‘The Enlightenment’ marks the eighteenth century as a period heavily invested in ideas. Salon culture developed through the taste and social initiative of women during the Rococo period in the courts of France, Austria and Germany. These women were known as femmes savantes, or learned women. In addition to art, the salons propagated Enlightenment ideas that rejected superstition and favoured provable theories based on scientific methods. Empiricism flourished, coming out of the seventeenth century achievements in science, most notably those of Britons Sir Isaac Newton (1642-1727) and John Locke (1632-1704). Their insistence on tangible data and empirical proof changed the course of ideas.
In France, the philosophes helped to spread rational ideas based on reason into the areas of church and state. They believed that through the progress of ideas, there existed a possibility for the perfection of mankind. Gathering and ordering knowledge was part of the Enlightenment project. Accordingly, Denis Diderot (1713-1784) edited the first encyclopaedia (thirty-five volumes, 1751-1780) in an attempt to systematically record all existing knowledge. Diderot also became the first art critic by publishing his commentaries on the official French Salon exhibitions of the Royal Academy of Painting and Sculpture. Voltaire (1674-1778) wrote against the despotic rule of kings and the hegemony of the church. Later, revolutionary thinkers would recall his seminal ideas. Natural history and zoology were catalogued by the Comte de Buffon (1707-1778), while in Sweden, Carolus Linnaeus (1707-1778) created a comprehensive classification of plants.
Worldwide, the eighteenth century marks the start of the ‘modern’ period in which a self-conscious awareness of the present in relation to past begets a preoccupation with newness, or being current. Americans in the colonies were also noted for their commitment to Enlightenment ideas, most notably Benjamin Franklin and Thomas Jefferson. Scientific inventions flourished as much as social inventions, and the Industrial Revolution began in England in the 1740s. It was spurred on by research into steam power, electricity, the discovery of oxygen, and mechanical advances in technology, including the first use of iron for a bridge in 1776.

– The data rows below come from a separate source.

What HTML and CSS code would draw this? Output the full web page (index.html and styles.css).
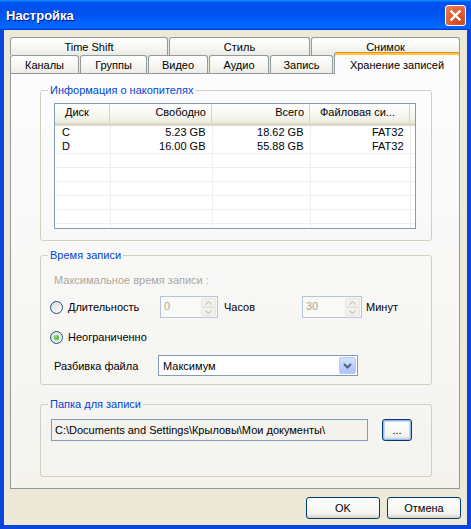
FILE: index.html
```html
<!DOCTYPE html>
<html lang="ru">

<head>
    <meta charset="UTF-8">
    <title>Настройка</title>
    <link rel="stylesheet" href="styles.css">
</head>

<body>
    <div class="window">
        <div class="titlebar">
            <span class="title">Настройка</span>
            <span class="close-btn">
                <svg width="19" height="19" viewBox="0 0 19 19">
                    <path d="M5.5 5.5 L13.5 13.5 M13.5 5.5 L5.5 13.5" stroke="#fff" stroke-width="2.4" stroke-linecap="square"/>
                </svg>
            </span>
        </div>

        <div class="client">
            <div class="tabs">
                <div class="tab-row">
                    <div class="tab tab-timeshift">Time Shift</div>
                    <div class="tab tab-style">Стиль</div>
                    <div class="tab tab-snap">Снимок</div>
                </div>
                <div class="tab-row">
                    <div class="tab tab-channels">Каналы</div>
                    <div class="tab tab-groups">Группы</div>
                    <div class="tab tab-video">Видео</div>
                    <div class="tab tab-audio">Аудио</div>
                    <div class="tab tab-record">Запись</div>
                    <div class="tab tab-storage active">Хранение записей</div>
                </div>
            </div>

            <div class="panel">
                <fieldset class="group">
                    <legend>Информация о накопителях</legend>
                    <div class="drives-body">
                        <div class="listview">
                            <table class="drives">
                                <colgroup>
                                    <col class="c-disk">
                                    <col class="c-free">
                                    <col class="c-total">
                                    <col class="c-fs">
                                    <col>
                                </colgroup>
                                <thead>
                                    <tr>
                                        <th class="h-left">Диск</th>
                                        <th class="h-right">Свободно</th>
                                        <th class="h-right">Всего</th>
                                        <th class="h-left">Файловая си...</th>
                                        <th class="h-last"></th>
                                    </tr>
                                </thead>
                                <tbody>
                                    <tr class="first">
                                        <td>C</td>
                                        <td class="num">5.23 GB</td>
                                        <td class="num">18.62 GB</td>
                                        <td class="num">FAT32</td>
                                        <td class="last"></td>
                                    </tr>
                                    <tr>
                                        <td>D</td>
                                        <td class="num">16.00 GB</td>
                                        <td class="num">55.88 GB</td>
                                        <td class="num">FAT32</td>
                                        <td class="last"></td>
                                    </tr>
                                    <tr><td></td><td></td><td></td><td></td><td class="last"></td></tr>
                                    <tr><td></td><td></td><td></td><td></td><td class="last"></td></tr>
                                    <tr><td></td><td></td><td></td><td></td><td class="last"></td></tr>
                                    <tr><td></td><td></td><td></td><td></td><td class="last"></td></tr>
                                    <tr><td></td><td></td><td></td><td></td><td class="last"></td></tr>
                                    <tr><td></td><td></td><td></td><td></td><td class="last"></td></tr>
                                </tbody>
                            </table>
                        </div>
                    </div>
                </fieldset>

                <fieldset class="group group-time">
                    <legend>Время записи</legend>
                    <div class="time-body">
                        <div class="max-label">Максимальное время записи :</div>

                        <div class="row row-duration">
                            <label class="radio-item radio-wide"><span class="radio"></span>Длительность</label>
                            <div class="spin spin-hours">
                                <span class="spin-value">0</span>
                                <span class="spin-arrows">
                                    <span class="spin-btn"><svg width="7" height="4" viewBox="0 0 7 4"><path d="M0.5 3.5 L3.5 0.5 L6.5 3.5" fill="none" stroke="#c6c5bb" stroke-width="1.2"/></svg></span>
                                    <span class="spin-btn"><svg width="7" height="4" viewBox="0 0 7 4"><path d="M0.5 0.5 L3.5 3.5 L6.5 0.5" fill="none" stroke="#c6c5bb" stroke-width="1.2"/></svg></span>
                                </span>
                            </div>
                            <span class="unit unit-hours">Часов</span>
                            <div class="spin spin-minutes">
                                <span class="spin-value">30</span>
                                <span class="spin-arrows">
                                    <span class="spin-btn"><svg width="7" height="4" viewBox="0 0 7 4"><path d="M0.5 3.5 L3.5 0.5 L6.5 3.5" fill="none" stroke="#c6c5bb" stroke-width="1.2"/></svg></span>
                                    <span class="spin-btn"><svg width="7" height="4" viewBox="0 0 7 4"><path d="M0.5 0.5 L3.5 3.5 L6.5 0.5" fill="none" stroke="#c6c5bb" stroke-width="1.2"/></svg></span>
                                </span>
                            </div>
                            <span class="unit unit-minutes">Минут</span>
                        </div>

                        <div class="row row-unlimited">
                            <label class="radio-item"><span class="radio checked"></span>Неограниченно</label>
                        </div>

                        <div class="row row-split">
                            <span class="split-label">Разбивка файла</span>
                            <div class="combo">
                                <span class="combo-value">Максимум</span>
                                <span class="combo-btn">
                                    <svg width="9" height="6" viewBox="0 0 9 6"><path d="M1 1 L4.5 4.5 L8 1" fill="none" stroke="#4d6185" stroke-width="2"/></svg>
                                </span>
                            </div>
                        </div>
                    </div>
                </fieldset>

                <fieldset class="group group-folder">
                    <legend>Папка для записи</legend>
                    <div class="folder-body">
                        <div class="path-box">C:\Documents and Settings\Крыловы\Мои документы\</div>
                        <button class="xp-btn browse-btn">...</button>
                    </div>
                </fieldset>
            </div>

            <div class="dialog-buttons">
                <button class="xp-btn dlg-btn">OK</button>
                <button class="xp-btn dlg-btn">Отмена</button>
            </div>
        </div>
    </div>
</body>

</html>
```

FILE: styles.css
```css
* {
    box-sizing: border-box;
}

body {
    margin: 0;
    font-family: "Liberation Sans", Arial, sans-serif;
    font-size: 11px;
    color: #000;
    background: #0a46dd;
}

.window {
    width: 471px;
    height: 529px;
    display: flex;
    flex-direction: column;
    background: #0a46dd;
}

/* title bar */
.titlebar {
    flex: none;
    height: 30px;
    display: flex;
    align-items: center;
    justify-content: space-between;
    padding: 0 5px 0 6px;
    background: linear-gradient(180deg, #0997ff, #0053ee 8%, #0050ee 40%, #0066ff 88%, #0066ff 93%, #005bff 95%, #003dd7 96%, #003dd7);
}

.title {
    color: #fff;
    font-weight: bold;
    font-size: 13px;
    text-shadow: 1px 1px #0f1089;
}

.close-btn {
    width: 21px;
    height: 21px;
    display: flex;
    align-items: center;
    justify-content: center;
    border: 1px solid #fff;
    border-radius: 3px;
    background: radial-gradient(circle at 70% 80%, #cc4621, #e0592f 40%, #e87a56 90%);
}

.client {
    flex: 1;
    margin: 0 4px 4px;
    padding: 7px 6px 0;
    background: #ece9d8;
}

/* tabs */
.tabs {
    height: 36px;
}

.tab-row {
    display: flex;
    align-items: flex-start;
    gap: 1px;
    height: 18px;
    width: 450px;
}

.tab {
    flex: none;
    height: 18px;
    display: flex;
    align-items: center;
    justify-content: center;
    white-space: nowrap;
    font-weight: normal;
    border: 1px solid #919b9c;
    border-bottom: none;
    border-radius: 3px 3px 0 0;
    background: linear-gradient(#ffffff, #f7f7f4 50%, #ecebe5);
}

.tab-timeshift { width: 158px; }
.tab-style { width: 141px; }
.tab-snap { width: 149px; }
.tab-channels { width: 69px; }
.tab-groups { width: 67px; }
.tab-video { width: 60px; }
.tab-audio { width: 60px; }
.tab-record { width: 63px; }
.tab-storage { width: 126px; }

.tab.active {
    position: relative;
    z-index: 1;
    height: 22px;
    margin-top: -3px;
    padding-top: 2px;
    border-top: 1px solid #e68b2c;
    box-shadow: inset 0 2px #ffc73c;
    background: #fcfcfe;
}

/* panel */
.panel {
    width: 450px;
    height: 416px;
    padding: 9px 27px 0 29px;
    border: 1px solid #919b9c;
    background: linear-gradient(#fcfcfe, #f4f3ee);
}

.group {
    margin: 0;
    padding: 0;
    min-width: 0;
    border: 1px solid #d0d0bf;
    border-radius: 3px;
}

.group legend {
    margin-left: 7px;
    padding: 0 2px;
    line-height: 14px;
    color: #0046d5;
}

.group-time {
    margin-top: 7px;
}

.group-folder {
    margin-top: 12px;
}

/* drive list */
.drives-body {
    padding: 6px 0 11px 13px;
}

.listview {
    width: 362px;
    height: 126px;
    overflow: hidden;
    border: 1px solid #7f9db9;
    background: #fff;
}

.drives {
    width: 360px;
    table-layout: fixed;
    border-collapse: collapse;
}

.c-disk { width: 55px; }
.c-free { width: 102px; }
.c-total { width: 98px; }
.c-fs { width: 100px; }

.drives th {
    height: 20px;
    padding: 0 0 2px;
    font-weight: normal;
    white-space: nowrap;
    overflow: hidden;
    border-bottom: 3px solid #dcd8c8;
    box-shadow: inset -1px 0 #d6d2c2;
    background: linear-gradient(#ffffff, #f5f4ee 70%, #ebeadb);
}

.drives th.h-left { text-align: left; padding-left: 10px; }
.drives th.h-right { text-align: right; padding-right: 6px; }
.drives th.h-last { box-shadow: none; }

.drives td {
    height: 14px;
    padding: 0;
    line-height: 13px;
    white-space: nowrap;
    border-right: 1px solid #eeeeee;
    border-bottom: 1px solid #eeeeee;
}

.drives tr.first td {
    border-bottom-color: #fff;
}

.drives td:first-child {
    padding-left: 7px;
}

.drives td.num {
    text-align: right;
    padding-right: 6px;
}

.drives td.last {
    border-right: none;
}

/* recording time */
.time-body {
    padding: 11px 0 8px;
}

.max-label {
    height: 14px;
    line-height: 14px;
    padding-left: 13px;
    color: #aca899;
}

.row {
    display: flex;
    align-items: center;
}

.row-duration {
    height: 22px;
    margin-top: 9px;
    padding-left: 9px;
}

.row-unlimited {
    height: 14px;
    margin-top: 12px;
    padding-left: 9px;
}

.row-split {
    height: 21px;
    margin-top: 11px;
    padding-left: 13px;
}

.radio-item {
    display: flex;
    align-items: center;
    gap: 5px;
}

.radio-wide {
    width: 110px;
}

.radio {
    width: 13px;
    height: 13px;
    display: flex;
    align-items: center;
    justify-content: center;
    border: 1px solid #1c5180;
    border-radius: 50%;
    background: linear-gradient(135deg, #dcdcd7, #ffffff);
}

.radio.checked::after {
    content: "";
    width: 5px;
    height: 5px;
    border-radius: 50%;
    background: radial-gradient(circle at 35% 35%, #7de77a, #21a121);
}

.spin {
    height: 22px;
    display: flex;
    border: 1px solid #b7c4d7;
    background: #f9f9f6;
}

.spin-hours { width: 58px; }
.spin-minutes { width: 60px; }

.spin-value {
    flex: 1;
    padding: 3px 0 0 3px;
    color: #aca899;
}

.spin-arrows {
    width: 16px;
    display: flex;
    flex-direction: column;
    padding: 1px 1px 1px 0;
}

.spin-btn {
    flex: 1;
    display: flex;
    align-items: center;
    justify-content: center;
    border: 1px solid #e6e5dd;
    border-radius: 2px;
    background: #f3f3ee;
}

.unit-hours {
    width: 84px;
    padding-left: 6px;
}

.unit-minutes {
    padding-left: 4px;
}

.split-label {
    width: 104px;
}

.combo {
    width: 200px;
    height: 21px;
    display: flex;
    align-items: center;
    padding: 1px;
    border: 1px solid #7f9db9;
    background: #fff;
}

.combo-value {
    flex: 1;
    padding-left: 3px;
}

.combo-btn {
    width: 17px;
    height: 17px;
    display: flex;
    align-items: center;
    justify-content: center;
    border: 1px solid #bccbf3;
    border-radius: 2px;
    background: linear-gradient(#d7e3fd, #b9cdfb 60%, #aec3f6);
}

/* folder */
.folder-body {
    display: flex;
    align-items: center;
    padding: 8px 0 35px 10px;
}

.path-box {
    width: 317px;
    height: 22px;
    padding: 4px 0 0 3px;
    white-space: nowrap;
    border: 1px solid #7f9db9;
    background: #f3f2ec;
}

.xp-btn {
    font-family: "Liberation Sans", Arial, sans-serif;
    font-size: 11px;
    color: #000;
    padding: 0;
    border: 1px solid #003c74;
    border-radius: 3px;
    background: linear-gradient(#ffffff, #f3f3ef 80%, #d6d0c5);
}

.browse-btn {
    width: 30px;
    height: 22px;
    margin-left: 14px;
    box-shadow: inset 0 0 0 1px #9db8ec, inset 0 0 0 2px #c6d8f7;
}

.dialog-buttons {
    display: flex;
    justify-content: flex-end;
    gap: 7px;
    margin-top: 8px;
}

.dlg-btn {
    width: 74px;
    height: 22px;
}
```
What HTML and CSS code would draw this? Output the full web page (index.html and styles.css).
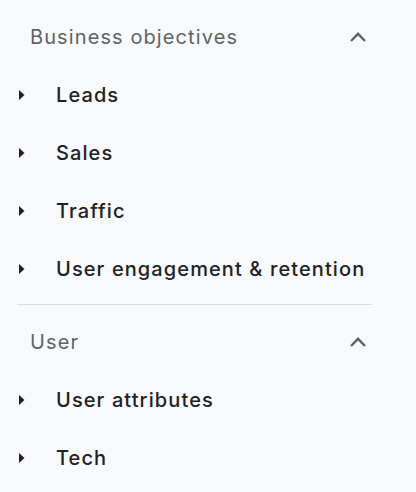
FILE: index.html
```html
<!DOCTYPE html>
<html>
<head>
<meta charset="utf-8">
<link rel="stylesheet" href="styles.css">
</head>
<body>
<div class="panel">
  <section class="group">
    <div class="group-head">
      <span class="group-title">Business objectives</span>
      <svg class="chev" width="18" height="12" viewBox="0 0 18 12"><path d="M2 10 9 2.8 16 10" fill="none" stroke="#5f6368" stroke-width="2.4"/></svg>
    </div>
    <div class="item"><svg class="tri" width="7" height="12" viewBox="0 0 7 12"><path d="M1 1 6.5 6 1 11z" fill="#202124"/></svg><span>Leads</span></div>
    <div class="item"><svg class="tri" width="7" height="12" viewBox="0 0 7 12"><path d="M1 1 6.5 6 1 11z" fill="#202124"/></svg><span>Sales</span></div>
    <div class="item"><svg class="tri" width="7" height="12" viewBox="0 0 7 12"><path d="M1 1 6.5 6 1 11z" fill="#202124"/></svg><span>Traffic</span></div>
    <div class="item"><svg class="tri" width="7" height="12" viewBox="0 0 7 12"><path d="M1 1 6.5 6 1 11z" fill="#202124"/></svg><span>User engagement &amp; retention</span></div>
  </section>
  <section class="group">
    <div class="group-head">
      <span class="group-title">User</span>
      <svg class="chev" width="18" height="12" viewBox="0 0 18 12"><path d="M2 10 9 2.8 16 10" fill="none" stroke="#5f6368" stroke-width="2.4"/></svg>
    </div>
    <div class="item"><svg class="tri" width="7" height="12" viewBox="0 0 7 12"><path d="M1 1 6.5 6 1 11z" fill="#202124"/></svg><span>User attributes</span></div>
    <div class="item"><svg class="tri" width="7" height="12" viewBox="0 0 7 12"><path d="M1 1 6.5 6 1 11z" fill="#202124"/></svg><span>Tech</span></div>
  </section>
</div>
</body>
</html>
```
FILE: styles.css
```css
html, body {
  margin: 0;
  padding: 0;
  background: #f8f9fa;
}
body {
  font-family: Inter, Roboto, sans-serif;
}
.panel {
  width: 355px;
  margin-left: 17px;
  padding-top: 8px;
}
.group + .group {
  border-top: 1px solid #dadce0;
  margin-top: 6px;
  padding-top: 8px;
}
.group-head {
  height: 58px;
  display: flex;
  align-items: center;
  justify-content: space-between;
  padding-left: 13px;
}
.group-title {
  font-size: 20px;
  color: #5f6368;
  letter-spacing: 1.1px;
}
.chev {
  margin-right: 5px;
}
.item {
  height: 58px;
  display: flex;
  align-items: center;
  font-size: 20px;
  font-weight: 500;
  color: #202124;
  letter-spacing: 1.1px;
}
.tri {
  margin-left: 1px;
  margin-right: 31px;
}
```
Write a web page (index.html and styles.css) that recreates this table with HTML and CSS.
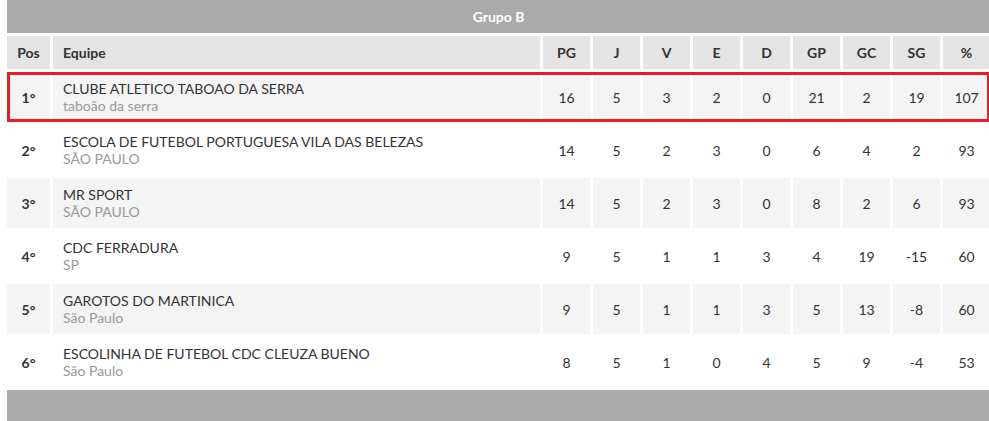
FILE: index.html
```html
<!DOCTYPE html>
<html lang="pt-BR">
  <head>
    <meta charset="UTF-8" />
    <title>Classificação - Grupo B</title>
    <link rel="stylesheet" href="styles.css">
  </head>
  <body>
    <table class="tabela">
      <colgroup>
        <col class="col-pos" />
        <col class="col-equipe" />
        <col class="col-num" span="9" />
      </colgroup>
      <thead>
        <tr>
          <th class="grupo" colspan="11">Grupo B</th>
        </tr>
        <tr class="cabecalho">
          <th class="pos">Pos</th>
          <th class="equipe">Equipe</th>
          <th>PG</th>
          <th>J</th>
          <th>V</th>
          <th>E</th>
          <th>D</th>
          <th>GP</th>
          <th>GC</th>
          <th>SG</th>
          <th>%</th>
        </tr>
      </thead>
      <tbody>
        <tr class="linha destaque">
          <td class="pos">1°</td>
          <td class="equipe">CLUBE ATLETICO TABOAO DA SERRA<span class="cidade">taboão da serra</span></td>
          <td>16</td><td>5</td><td>3</td><td>2</td><td>0</td><td>21</td><td>2</td><td>19</td><td>107</td>
        </tr>
        <tr class="linha">
          <td class="pos">2°</td>
          <td class="equipe">ESCOLA DE FUTEBOL PORTUGUESA VILA DAS BELEZAS<span class="cidade">SÃO PAULO</span></td>
          <td>14</td><td>5</td><td>2</td><td>3</td><td>0</td><td>6</td><td>4</td><td>2</td><td>93</td>
        </tr>
        <tr class="linha">
          <td class="pos">3°</td>
          <td class="equipe">MR SPORT<span class="cidade">SÃO PAULO</span></td>
          <td>14</td><td>5</td><td>2</td><td>3</td><td>0</td><td>8</td><td>2</td><td>6</td><td>93</td>
        </tr>
        <tr class="linha">
          <td class="pos">4°</td>
          <td class="equipe">CDC FERRADURA<span class="cidade">SP</span></td>
          <td>9</td><td>5</td><td>1</td><td>1</td><td>3</td><td>4</td><td>19</td><td>-15</td><td>60</td>
        </tr>
        <tr class="linha">
          <td class="pos">5°</td>
          <td class="equipe">GAROTOS DO MARTINICA<span class="cidade">São Paulo</span></td>
          <td>9</td><td>5</td><td>1</td><td>1</td><td>3</td><td>5</td><td>13</td><td>-8</td><td>60</td>
        </tr>
        <tr class="linha">
          <td class="pos">6°</td>
          <td class="equipe">ESCOLINHA DE FUTEBOL CDC CLEUZA BUENO<span class="cidade">São Paulo</span></td>
          <td>8</td><td>5</td><td>1</td><td>0</td><td>4</td><td>5</td><td>9</td><td>-4</td><td>53</td>
        </tr>
      </tbody>
      <tfoot>
        <tr>
          <td class="rodape" colspan="11"></td>
        </tr>
      </tfoot>
    </table>
  </body>
</html>
```

FILE: styles.css
```css
body {
  margin: 0;
  overflow: hidden;
  font-family: Lato, "Open Sans", sans-serif;
  font-size: 14px;
  color: #333;
  background-color: #fff;
}
.tabela {
  border-collapse: separate;
  border-spacing: 3px;
  margin: -3px 0 0 4px;
  width: 989px;
  table-layout: fixed;
}
.col-pos {
  width: 43px;
}
.col-equipe {
  width: 487px;
}
.col-num {
  width: 47px;
}
.tabela th,
.tabela td {
  padding: 0;
  text-align: center;
}
.tabela .pos {
  font-weight: bold;
}
.tabela .equipe {
  padding-left: 10px;
  text-align: left;
}
.grupo {
  height: 33px;
  background-color: #aaa;
  color: #fff;
  font-weight: bold;
}
.cabecalho th {
  height: 33px;
  background-color: #e4e4e4;
  font-weight: bold;
}
.linha td {
  height: 50px;
  line-height: 17px;
}
.linha:nth-child(odd) td {
  background-color: #f4f4f4;
}
.destaque {
  outline: 3px solid #ec1c24;
  outline-offset: -3px;
}
.cidade {
  display: block;
  color: #999;
}
.rodape {
  height: 32px;
  background-color: #aaa;
}
```
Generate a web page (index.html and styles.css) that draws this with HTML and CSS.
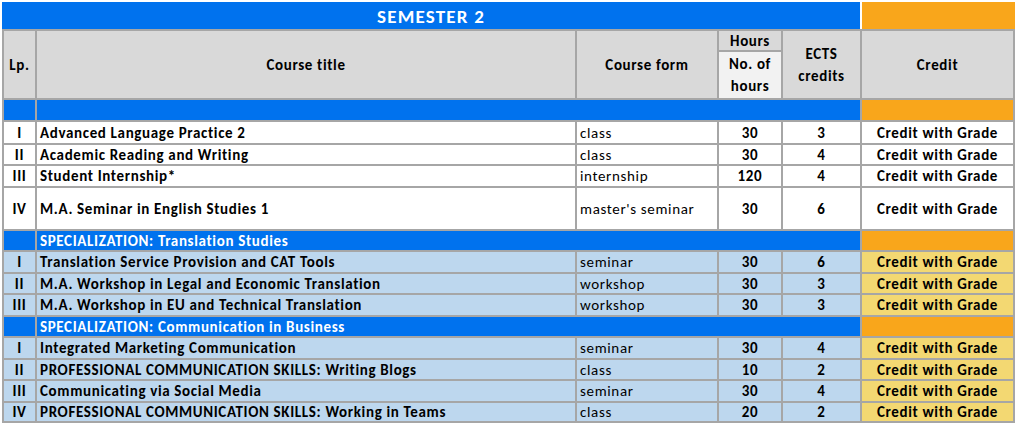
FILE: index.html
```html
<!DOCTYPE html>
<html lang="en">
<head>
<meta charset="utf-8">
<title>Semester 2</title>
<link rel="stylesheet" href="styles.css">
</head>
<body>
<div class="sheet">
  <div class="title-row">
    <div class="title-blue">SEMESTER 2</div>
    <div class="title-orange"></div>
  </div>
  <div class="grid">
    <div class="h lp span2">Lp.</div>
    <div class="h span2">Course title</div>
    <div class="h span2">Course form</div>
    <div class="h">Hours</div>
    <div class="h span2">ECTS<br>credits</div>
    <div class="h span2">Credit</div>
    <div class="h light">No. of<br>hours</div>

    <div class="blue"></div>
    <div class="blue wide"></div>
    <div class="orange"></div>

    <div class="c num">I</div>
    <div class="c t">Advanced Language Practice 2</div>
    <div class="c f">class</div>
    <div class="c num">30</div>
    <div class="c num">3</div>
    <div class="c num">Credit with Grade</div>

    <div class="c num">II</div>
    <div class="c t">Academic Reading and Writing</div>
    <div class="c f">class</div>
    <div class="c num">30</div>
    <div class="c num">4</div>
    <div class="c num">Credit with Grade</div>

    <div class="c num">III</div>
    <div class="c t">Student Internship*</div>
    <div class="c f">internship</div>
    <div class="c num">120</div>
    <div class="c num">4</div>
    <div class="c num">Credit with Grade</div>

    <div class="c num">IV</div>
    <div class="c t">M.A. Seminar in English Studies 1</div>
    <div class="c f">master's seminar</div>
    <div class="c num">30</div>
    <div class="c num">6</div>
    <div class="c num">Credit with Grade</div>

    <div class="blue"></div>
    <div class="blue wide spec">SPECIALIZATION: Translation Studies</div>
    <div class="orange"></div>

    <div class="c lb num">I</div>
    <div class="c lb t">Translation Service Provision and CAT Tools</div>
    <div class="c lb f">seminar</div>
    <div class="c lb num">30</div>
    <div class="c lb num">6</div>
    <div class="c yl num">Credit with Grade</div>

    <div class="c lb num">II</div>
    <div class="c lb t">M.A. Workshop in Legal and Economic Translation</div>
    <div class="c lb f">workshop</div>
    <div class="c lb num">30</div>
    <div class="c lb num">3</div>
    <div class="c yl num">Credit with Grade</div>

    <div class="c lb num">III</div>
    <div class="c lb t">M.A. Workshop in EU and Technical Translation</div>
    <div class="c lb f">workshop</div>
    <div class="c lb num">30</div>
    <div class="c lb num">3</div>
    <div class="c yl num">Credit with Grade</div>

    <div class="blue"></div>
    <div class="blue wide spec">SPECIALIZATION: Communication in Business</div>
    <div class="orange"></div>

    <div class="c lb num">I</div>
    <div class="c lb t">Integrated Marketing Communication</div>
    <div class="c lb f">seminar</div>
    <div class="c lb num">30</div>
    <div class="c lb num">4</div>
    <div class="c yl num">Credit with Grade</div>

    <div class="c lb num">II</div>
    <div class="c lb t">PROFESSIONAL COMMUNICATION SKILLS: Writing Blogs</div>
    <div class="c lb f">class</div>
    <div class="c lb num">10</div>
    <div class="c lb num">2</div>
    <div class="c yl num">Credit with Grade</div>

    <div class="c lb num">III</div>
    <div class="c lb t">Communicating via Social Media</div>
    <div class="c lb f">seminar</div>
    <div class="c lb num">30</div>
    <div class="c lb num">4</div>
    <div class="c yl num">Credit with Grade</div>

    <div class="c lb num">IV</div>
    <div class="c lb t">PROFESSIONAL COMMUNICATION SKILLS: Working in Teams</div>
    <div class="c lb f">class</div>
    <div class="c lb num">20</div>
    <div class="c lb num">2</div>
    <div class="c yl num">Credit with Grade</div>
  </div>
</div>
</body>
</html>
```
FILE: styles.css
```css
html, body {
  margin: 0;
  padding: 0;
  background: #ffffff;
}
body {
  font-family: "Carlito", "Lato", "Liberation Sans", sans-serif;
  font-size: 15px;
  letter-spacing: 0.65px;
  color: #000;
}
.sheet {
  margin: 2px 0 0 2px;
  width: 1013px;
}
.title-row {
  display: grid;
  grid-template-columns: 858px 153px;
  column-gap: 2px;
  height: 27px;
}
.title-blue {
  background: #0072ee;
  color: #fff;
  font-weight: bold;
  font-size: 19px;
  letter-spacing: 1.2px;
  display: flex;
  align-items: center;
  justify-content: center;
  padding-top: 1px;
}
.title-orange {
  background: #f9a61b;
}
.grid {
  display: grid;
  grid-template-columns: 31px 538px 140px 62px 77px 151px;
  grid-template-rows: 19px 46px 20px 21px 19px 20px 41px 19px 20px 19px 20px 19px 20px 19px 20px 18px;
  gap: 2px;
  padding: 2px;
  background: #a6a6a6;
}
.h {
  background: #d9d9d9;
  font-weight: bold;
  display: flex;
  align-items: center;
  justify-content: center;
  text-align: center;
  line-height: 22px;
}
.h.light {
  background: #f2f2f2;
}
.span2 {
  grid-row: span 2;
}
.blue {
  background: #0072ee;
}
.orange {
  background: #f9a61b;
}
.wide {
  grid-column: span 4;
}
.spec {
  color: #fff;
  font-weight: bold;
  display: flex;
  align-items: center;
  padding-left: 3px;
}
.c {
  background: #fff;
  display: flex;
  align-items: center;
  white-space: nowrap;
  overflow: hidden;
}
.c.lb {
  background: #bdd7ee;
}
.c.yl {
  background: #f3d872;
}
.t {
  font-weight: bold;
  padding-left: 3px;
}
.f {
  padding-left: 3px;
}
.num {
  font-weight: bold;
  justify-content: center;
}
```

A renewed interest in classical antiquity was fuelled by the discovery and excavation of Herculaneum (1738) and Pompeii (1748), as well as the growing trend of aristocrats to make a ‘Grand Tour’ of travel through Europe, but Italy in particular.
The American (1775-1783) and French (1789-1792) Revolutions also helped to create an appeal for a new style: Neoclassicism. The neoclassical style is characterized by moral content, strong, clear compositions, and often appeals to patriotic virtue. Napoleon Bonaparte (1769-1821) filled the power gap in the revolutionary chaos by ascending to power and crowning himself emperor of France in 1804. He too, embraced the neoclassical style as it created a symbolic system to bolster his authority, and he particularly favoured connections to the Roman Empire in his expansionist phase of military conquest.